◆ **Exercise directions**
Scan the entries for the string "this" and give the number of lines that have it, nothing further.

◆ **Dataset rows**

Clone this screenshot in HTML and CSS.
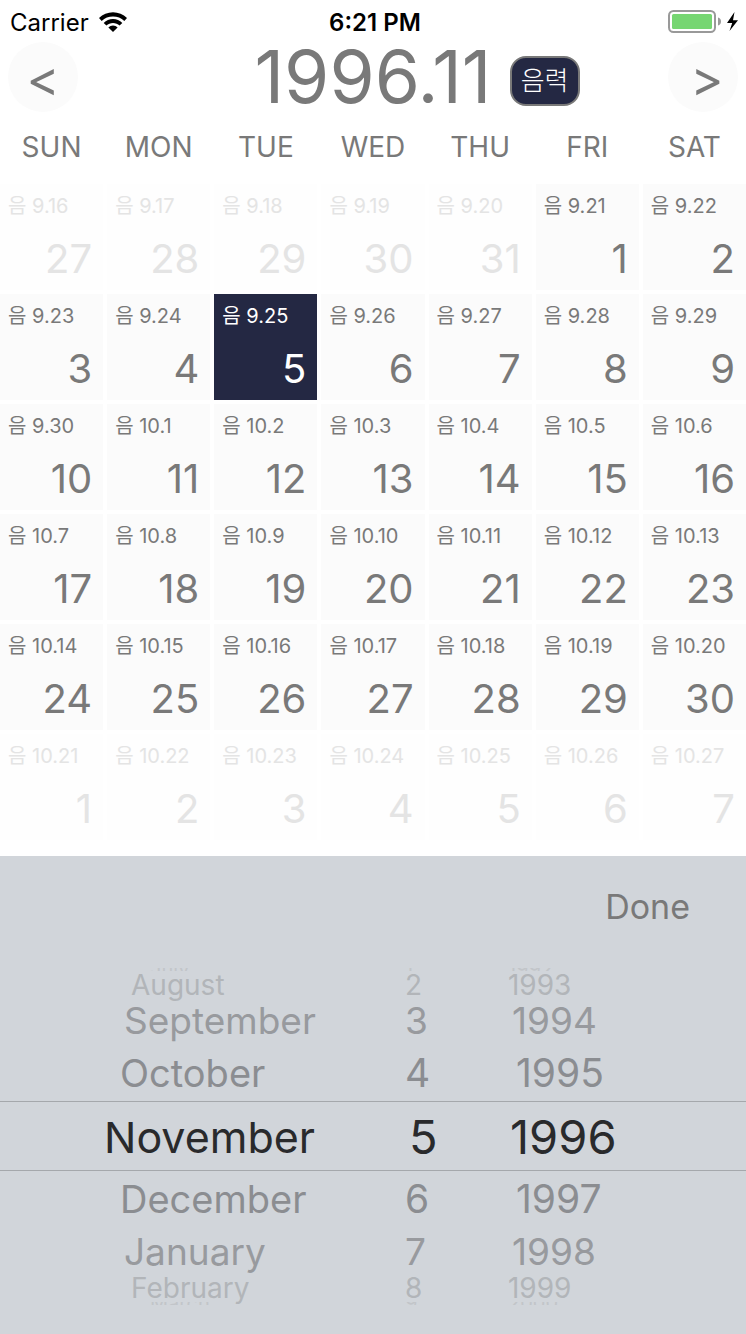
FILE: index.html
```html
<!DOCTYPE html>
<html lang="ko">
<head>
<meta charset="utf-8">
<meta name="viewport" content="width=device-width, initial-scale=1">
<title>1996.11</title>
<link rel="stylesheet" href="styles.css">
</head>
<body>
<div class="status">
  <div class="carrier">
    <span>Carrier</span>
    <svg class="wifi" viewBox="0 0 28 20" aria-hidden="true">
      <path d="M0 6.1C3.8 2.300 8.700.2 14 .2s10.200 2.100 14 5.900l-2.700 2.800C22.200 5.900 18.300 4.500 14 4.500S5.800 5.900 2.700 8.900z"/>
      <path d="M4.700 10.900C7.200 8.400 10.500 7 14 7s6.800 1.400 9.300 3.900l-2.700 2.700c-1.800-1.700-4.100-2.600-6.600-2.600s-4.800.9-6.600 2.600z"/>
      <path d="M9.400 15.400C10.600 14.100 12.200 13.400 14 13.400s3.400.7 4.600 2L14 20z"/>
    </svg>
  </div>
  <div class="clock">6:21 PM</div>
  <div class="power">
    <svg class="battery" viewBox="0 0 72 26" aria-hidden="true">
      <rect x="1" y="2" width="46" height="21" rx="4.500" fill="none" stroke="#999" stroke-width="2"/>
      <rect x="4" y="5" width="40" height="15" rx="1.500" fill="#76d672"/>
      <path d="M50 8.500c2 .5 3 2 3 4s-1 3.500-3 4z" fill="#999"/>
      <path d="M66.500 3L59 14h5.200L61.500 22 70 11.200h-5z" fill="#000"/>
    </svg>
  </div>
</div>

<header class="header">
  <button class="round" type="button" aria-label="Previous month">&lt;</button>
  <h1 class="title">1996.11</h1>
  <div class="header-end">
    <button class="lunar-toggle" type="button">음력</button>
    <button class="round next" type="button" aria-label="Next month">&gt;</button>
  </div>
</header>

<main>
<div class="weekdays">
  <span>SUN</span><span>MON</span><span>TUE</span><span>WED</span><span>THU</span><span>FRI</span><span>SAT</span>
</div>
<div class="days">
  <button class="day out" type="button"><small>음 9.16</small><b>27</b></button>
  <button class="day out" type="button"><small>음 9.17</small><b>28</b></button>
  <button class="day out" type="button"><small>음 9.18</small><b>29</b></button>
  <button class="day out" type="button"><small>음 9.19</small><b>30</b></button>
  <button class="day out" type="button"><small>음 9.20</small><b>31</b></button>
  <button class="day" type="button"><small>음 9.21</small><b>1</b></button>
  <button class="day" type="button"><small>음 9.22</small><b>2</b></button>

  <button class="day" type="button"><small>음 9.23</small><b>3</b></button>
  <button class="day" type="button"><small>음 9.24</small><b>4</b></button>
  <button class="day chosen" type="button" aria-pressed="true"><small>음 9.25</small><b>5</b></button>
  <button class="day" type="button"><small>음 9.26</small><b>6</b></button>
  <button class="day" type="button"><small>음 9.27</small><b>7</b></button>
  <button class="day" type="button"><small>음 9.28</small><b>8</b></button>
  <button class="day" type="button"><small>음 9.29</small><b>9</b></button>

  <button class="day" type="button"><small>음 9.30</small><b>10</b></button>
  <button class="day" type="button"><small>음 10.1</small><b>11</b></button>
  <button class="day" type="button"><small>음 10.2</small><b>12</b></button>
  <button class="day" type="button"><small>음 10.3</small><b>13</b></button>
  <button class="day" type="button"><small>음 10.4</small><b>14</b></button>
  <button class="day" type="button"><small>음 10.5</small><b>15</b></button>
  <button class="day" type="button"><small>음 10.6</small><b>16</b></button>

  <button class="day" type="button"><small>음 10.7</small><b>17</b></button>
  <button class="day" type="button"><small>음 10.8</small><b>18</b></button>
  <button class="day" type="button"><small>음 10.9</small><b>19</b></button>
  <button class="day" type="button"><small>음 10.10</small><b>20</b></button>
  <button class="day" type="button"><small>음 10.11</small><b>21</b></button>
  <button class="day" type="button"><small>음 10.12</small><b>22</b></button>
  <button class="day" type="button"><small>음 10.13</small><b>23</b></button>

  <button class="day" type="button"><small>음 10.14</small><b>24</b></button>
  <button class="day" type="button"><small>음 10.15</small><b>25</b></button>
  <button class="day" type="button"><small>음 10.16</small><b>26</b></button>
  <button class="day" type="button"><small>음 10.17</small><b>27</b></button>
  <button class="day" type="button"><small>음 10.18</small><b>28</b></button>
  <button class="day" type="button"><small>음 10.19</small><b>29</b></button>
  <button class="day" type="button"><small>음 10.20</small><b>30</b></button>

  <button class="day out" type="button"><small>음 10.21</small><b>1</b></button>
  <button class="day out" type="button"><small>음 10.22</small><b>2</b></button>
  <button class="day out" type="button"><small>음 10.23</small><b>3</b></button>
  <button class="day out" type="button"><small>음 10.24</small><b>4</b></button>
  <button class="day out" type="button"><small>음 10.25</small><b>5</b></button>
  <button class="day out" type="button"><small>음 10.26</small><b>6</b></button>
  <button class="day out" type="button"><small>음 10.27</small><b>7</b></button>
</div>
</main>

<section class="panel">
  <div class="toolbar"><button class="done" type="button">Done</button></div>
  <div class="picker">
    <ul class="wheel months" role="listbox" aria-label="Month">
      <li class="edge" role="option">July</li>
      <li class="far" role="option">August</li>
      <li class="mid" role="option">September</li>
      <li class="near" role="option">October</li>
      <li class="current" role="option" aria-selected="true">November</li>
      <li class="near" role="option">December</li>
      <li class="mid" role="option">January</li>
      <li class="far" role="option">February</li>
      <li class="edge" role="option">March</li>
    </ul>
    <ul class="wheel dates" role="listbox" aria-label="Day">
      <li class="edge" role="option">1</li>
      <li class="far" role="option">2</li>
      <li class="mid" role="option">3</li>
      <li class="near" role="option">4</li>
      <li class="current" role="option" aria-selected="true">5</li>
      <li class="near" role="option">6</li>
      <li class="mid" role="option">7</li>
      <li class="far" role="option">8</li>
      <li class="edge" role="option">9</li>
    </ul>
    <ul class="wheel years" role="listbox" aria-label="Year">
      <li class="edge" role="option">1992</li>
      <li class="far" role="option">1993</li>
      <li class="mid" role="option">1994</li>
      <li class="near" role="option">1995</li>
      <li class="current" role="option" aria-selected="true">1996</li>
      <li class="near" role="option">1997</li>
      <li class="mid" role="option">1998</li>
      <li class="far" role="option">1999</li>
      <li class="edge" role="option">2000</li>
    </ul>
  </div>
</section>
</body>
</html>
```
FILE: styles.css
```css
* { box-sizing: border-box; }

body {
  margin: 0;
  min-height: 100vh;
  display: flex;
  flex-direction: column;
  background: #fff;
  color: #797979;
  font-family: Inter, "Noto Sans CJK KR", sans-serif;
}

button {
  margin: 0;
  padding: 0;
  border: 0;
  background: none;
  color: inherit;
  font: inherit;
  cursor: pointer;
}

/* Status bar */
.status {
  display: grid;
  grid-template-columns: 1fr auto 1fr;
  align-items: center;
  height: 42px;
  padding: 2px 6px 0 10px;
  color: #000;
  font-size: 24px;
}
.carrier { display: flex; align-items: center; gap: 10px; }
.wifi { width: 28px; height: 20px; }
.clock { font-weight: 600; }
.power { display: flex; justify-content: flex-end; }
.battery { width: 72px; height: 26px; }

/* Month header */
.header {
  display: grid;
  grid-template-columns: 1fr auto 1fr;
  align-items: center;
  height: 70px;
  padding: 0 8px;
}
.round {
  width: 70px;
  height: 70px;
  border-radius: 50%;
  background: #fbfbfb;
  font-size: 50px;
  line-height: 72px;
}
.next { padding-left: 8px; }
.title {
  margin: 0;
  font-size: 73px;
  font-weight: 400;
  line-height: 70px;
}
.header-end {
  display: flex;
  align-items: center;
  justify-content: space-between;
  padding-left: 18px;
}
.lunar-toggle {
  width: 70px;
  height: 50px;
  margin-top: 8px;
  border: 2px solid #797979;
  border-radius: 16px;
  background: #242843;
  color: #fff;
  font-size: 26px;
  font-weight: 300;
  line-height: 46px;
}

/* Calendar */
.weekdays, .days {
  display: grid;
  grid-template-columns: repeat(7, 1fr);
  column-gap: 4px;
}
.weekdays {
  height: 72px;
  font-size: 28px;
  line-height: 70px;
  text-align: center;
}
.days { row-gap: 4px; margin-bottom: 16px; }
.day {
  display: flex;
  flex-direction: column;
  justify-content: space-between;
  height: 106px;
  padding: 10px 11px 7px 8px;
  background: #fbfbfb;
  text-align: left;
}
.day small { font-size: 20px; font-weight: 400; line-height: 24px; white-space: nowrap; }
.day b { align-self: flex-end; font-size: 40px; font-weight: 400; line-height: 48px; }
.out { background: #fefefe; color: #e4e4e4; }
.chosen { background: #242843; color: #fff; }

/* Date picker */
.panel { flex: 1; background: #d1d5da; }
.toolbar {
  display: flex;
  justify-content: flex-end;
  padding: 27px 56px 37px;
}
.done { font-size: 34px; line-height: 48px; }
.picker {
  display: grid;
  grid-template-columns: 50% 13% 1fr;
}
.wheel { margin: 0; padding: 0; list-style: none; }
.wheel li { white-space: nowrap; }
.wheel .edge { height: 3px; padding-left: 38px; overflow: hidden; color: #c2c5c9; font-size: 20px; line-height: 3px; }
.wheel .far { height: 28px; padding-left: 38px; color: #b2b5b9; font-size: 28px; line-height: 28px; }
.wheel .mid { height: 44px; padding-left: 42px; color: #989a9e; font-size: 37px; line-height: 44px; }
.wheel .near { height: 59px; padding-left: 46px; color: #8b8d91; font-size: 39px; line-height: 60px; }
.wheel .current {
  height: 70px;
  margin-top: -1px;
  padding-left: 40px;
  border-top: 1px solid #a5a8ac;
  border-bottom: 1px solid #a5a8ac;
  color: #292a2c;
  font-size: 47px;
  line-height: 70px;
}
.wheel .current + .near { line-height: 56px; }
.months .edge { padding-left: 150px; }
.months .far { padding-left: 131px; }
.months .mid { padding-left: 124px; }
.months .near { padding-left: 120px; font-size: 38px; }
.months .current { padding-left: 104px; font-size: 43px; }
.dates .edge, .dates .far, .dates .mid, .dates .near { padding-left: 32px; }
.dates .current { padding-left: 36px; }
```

* * *

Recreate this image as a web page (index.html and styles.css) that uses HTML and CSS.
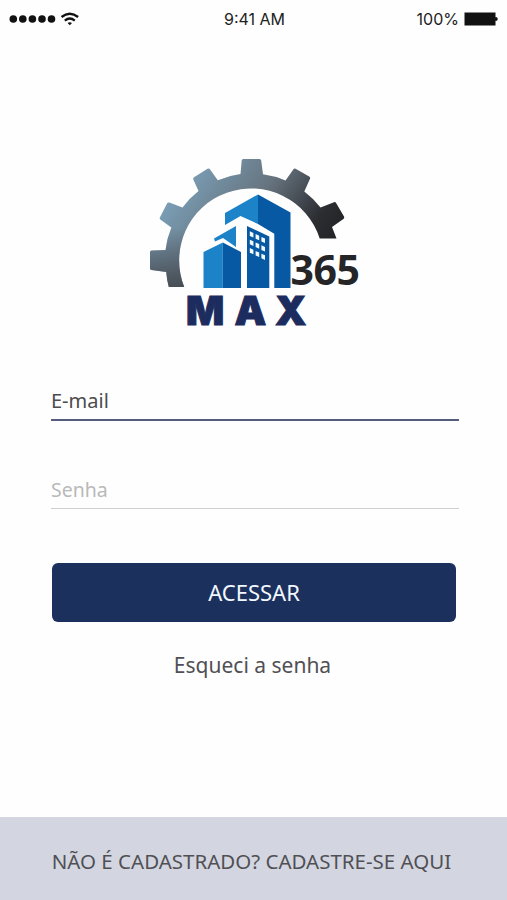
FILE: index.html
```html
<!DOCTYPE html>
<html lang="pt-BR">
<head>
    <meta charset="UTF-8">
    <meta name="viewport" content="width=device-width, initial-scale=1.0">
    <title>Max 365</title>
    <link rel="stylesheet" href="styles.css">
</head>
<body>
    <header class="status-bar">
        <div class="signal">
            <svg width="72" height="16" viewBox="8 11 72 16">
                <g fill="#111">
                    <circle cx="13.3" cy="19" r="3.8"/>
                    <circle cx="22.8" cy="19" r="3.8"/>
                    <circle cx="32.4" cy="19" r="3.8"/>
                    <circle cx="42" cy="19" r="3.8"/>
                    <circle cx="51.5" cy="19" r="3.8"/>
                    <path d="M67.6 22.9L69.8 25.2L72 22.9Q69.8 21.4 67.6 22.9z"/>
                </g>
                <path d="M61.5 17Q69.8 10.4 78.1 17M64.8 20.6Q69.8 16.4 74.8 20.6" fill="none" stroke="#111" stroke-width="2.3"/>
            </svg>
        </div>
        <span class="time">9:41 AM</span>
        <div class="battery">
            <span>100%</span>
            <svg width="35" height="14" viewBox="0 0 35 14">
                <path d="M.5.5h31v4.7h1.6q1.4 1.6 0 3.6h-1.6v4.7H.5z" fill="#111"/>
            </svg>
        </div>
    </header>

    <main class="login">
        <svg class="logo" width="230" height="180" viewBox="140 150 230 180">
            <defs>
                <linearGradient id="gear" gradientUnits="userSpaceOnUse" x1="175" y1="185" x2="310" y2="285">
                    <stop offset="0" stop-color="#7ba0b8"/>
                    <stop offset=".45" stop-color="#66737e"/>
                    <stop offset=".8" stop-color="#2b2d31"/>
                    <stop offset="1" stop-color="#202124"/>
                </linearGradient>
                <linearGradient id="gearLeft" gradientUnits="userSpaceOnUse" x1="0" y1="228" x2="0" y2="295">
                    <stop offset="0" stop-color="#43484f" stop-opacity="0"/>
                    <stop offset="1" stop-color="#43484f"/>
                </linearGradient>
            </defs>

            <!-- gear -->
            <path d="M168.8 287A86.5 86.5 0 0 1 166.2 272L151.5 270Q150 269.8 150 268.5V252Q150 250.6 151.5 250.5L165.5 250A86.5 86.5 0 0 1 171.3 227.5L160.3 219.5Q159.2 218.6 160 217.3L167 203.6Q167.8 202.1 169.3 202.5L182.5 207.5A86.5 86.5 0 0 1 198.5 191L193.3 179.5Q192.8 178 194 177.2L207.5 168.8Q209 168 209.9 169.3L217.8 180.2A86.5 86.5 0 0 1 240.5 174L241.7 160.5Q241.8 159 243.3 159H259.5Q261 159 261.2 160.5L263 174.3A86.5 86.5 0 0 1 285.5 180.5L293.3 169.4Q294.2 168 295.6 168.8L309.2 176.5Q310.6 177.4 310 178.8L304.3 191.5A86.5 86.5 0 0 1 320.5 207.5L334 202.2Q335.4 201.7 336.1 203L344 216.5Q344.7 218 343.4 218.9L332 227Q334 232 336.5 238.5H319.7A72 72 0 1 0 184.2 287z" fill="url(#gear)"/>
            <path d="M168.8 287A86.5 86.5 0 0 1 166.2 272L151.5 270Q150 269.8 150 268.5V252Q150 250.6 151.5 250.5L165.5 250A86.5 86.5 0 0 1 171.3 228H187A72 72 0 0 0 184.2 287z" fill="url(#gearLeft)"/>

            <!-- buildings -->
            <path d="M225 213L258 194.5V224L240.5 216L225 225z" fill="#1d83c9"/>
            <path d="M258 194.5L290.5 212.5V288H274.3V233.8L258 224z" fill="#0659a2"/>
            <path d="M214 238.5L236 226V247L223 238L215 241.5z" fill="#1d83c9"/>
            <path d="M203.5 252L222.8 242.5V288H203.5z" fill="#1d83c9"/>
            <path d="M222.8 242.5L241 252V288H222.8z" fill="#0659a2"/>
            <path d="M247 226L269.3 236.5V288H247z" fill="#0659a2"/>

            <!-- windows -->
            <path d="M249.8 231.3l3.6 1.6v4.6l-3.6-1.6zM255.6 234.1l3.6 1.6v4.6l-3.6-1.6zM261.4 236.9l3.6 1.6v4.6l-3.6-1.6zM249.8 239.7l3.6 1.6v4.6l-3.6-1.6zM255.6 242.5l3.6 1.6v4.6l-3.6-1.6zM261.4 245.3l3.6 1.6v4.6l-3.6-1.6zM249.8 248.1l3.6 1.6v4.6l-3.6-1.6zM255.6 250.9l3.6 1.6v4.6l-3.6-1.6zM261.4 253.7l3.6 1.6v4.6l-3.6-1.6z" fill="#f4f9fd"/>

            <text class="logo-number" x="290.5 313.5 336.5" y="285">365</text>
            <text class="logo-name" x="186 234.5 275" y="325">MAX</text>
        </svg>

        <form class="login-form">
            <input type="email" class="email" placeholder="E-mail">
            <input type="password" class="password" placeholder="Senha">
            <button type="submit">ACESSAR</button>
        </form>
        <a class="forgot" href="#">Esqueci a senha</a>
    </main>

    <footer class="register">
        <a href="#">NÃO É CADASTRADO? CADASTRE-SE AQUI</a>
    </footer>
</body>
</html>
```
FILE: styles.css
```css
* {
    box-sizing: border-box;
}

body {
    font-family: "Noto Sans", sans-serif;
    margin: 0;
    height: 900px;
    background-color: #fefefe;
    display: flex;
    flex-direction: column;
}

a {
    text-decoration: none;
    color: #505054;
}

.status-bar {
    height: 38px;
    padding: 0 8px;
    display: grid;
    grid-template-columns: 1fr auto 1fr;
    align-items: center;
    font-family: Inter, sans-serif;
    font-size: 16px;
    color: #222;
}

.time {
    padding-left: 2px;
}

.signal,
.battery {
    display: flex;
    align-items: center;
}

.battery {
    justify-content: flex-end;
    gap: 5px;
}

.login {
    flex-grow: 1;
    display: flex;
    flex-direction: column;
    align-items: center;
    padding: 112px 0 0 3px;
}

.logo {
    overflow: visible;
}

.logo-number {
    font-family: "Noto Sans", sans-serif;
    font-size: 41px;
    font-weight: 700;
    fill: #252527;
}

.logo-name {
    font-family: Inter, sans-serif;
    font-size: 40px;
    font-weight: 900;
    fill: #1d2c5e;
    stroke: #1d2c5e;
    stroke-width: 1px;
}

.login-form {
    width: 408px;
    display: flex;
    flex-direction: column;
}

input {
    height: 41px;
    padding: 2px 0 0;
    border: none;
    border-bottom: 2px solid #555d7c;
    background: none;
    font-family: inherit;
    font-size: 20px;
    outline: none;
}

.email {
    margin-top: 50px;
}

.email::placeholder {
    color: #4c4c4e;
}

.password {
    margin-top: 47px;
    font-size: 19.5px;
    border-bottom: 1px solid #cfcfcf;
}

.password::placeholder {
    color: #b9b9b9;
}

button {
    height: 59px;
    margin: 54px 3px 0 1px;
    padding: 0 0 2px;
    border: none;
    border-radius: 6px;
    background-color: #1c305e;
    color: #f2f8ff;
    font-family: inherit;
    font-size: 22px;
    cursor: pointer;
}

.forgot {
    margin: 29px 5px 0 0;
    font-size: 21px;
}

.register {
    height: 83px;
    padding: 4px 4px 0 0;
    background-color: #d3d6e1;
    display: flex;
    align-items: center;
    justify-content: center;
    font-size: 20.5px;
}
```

◆ **Full answer**
2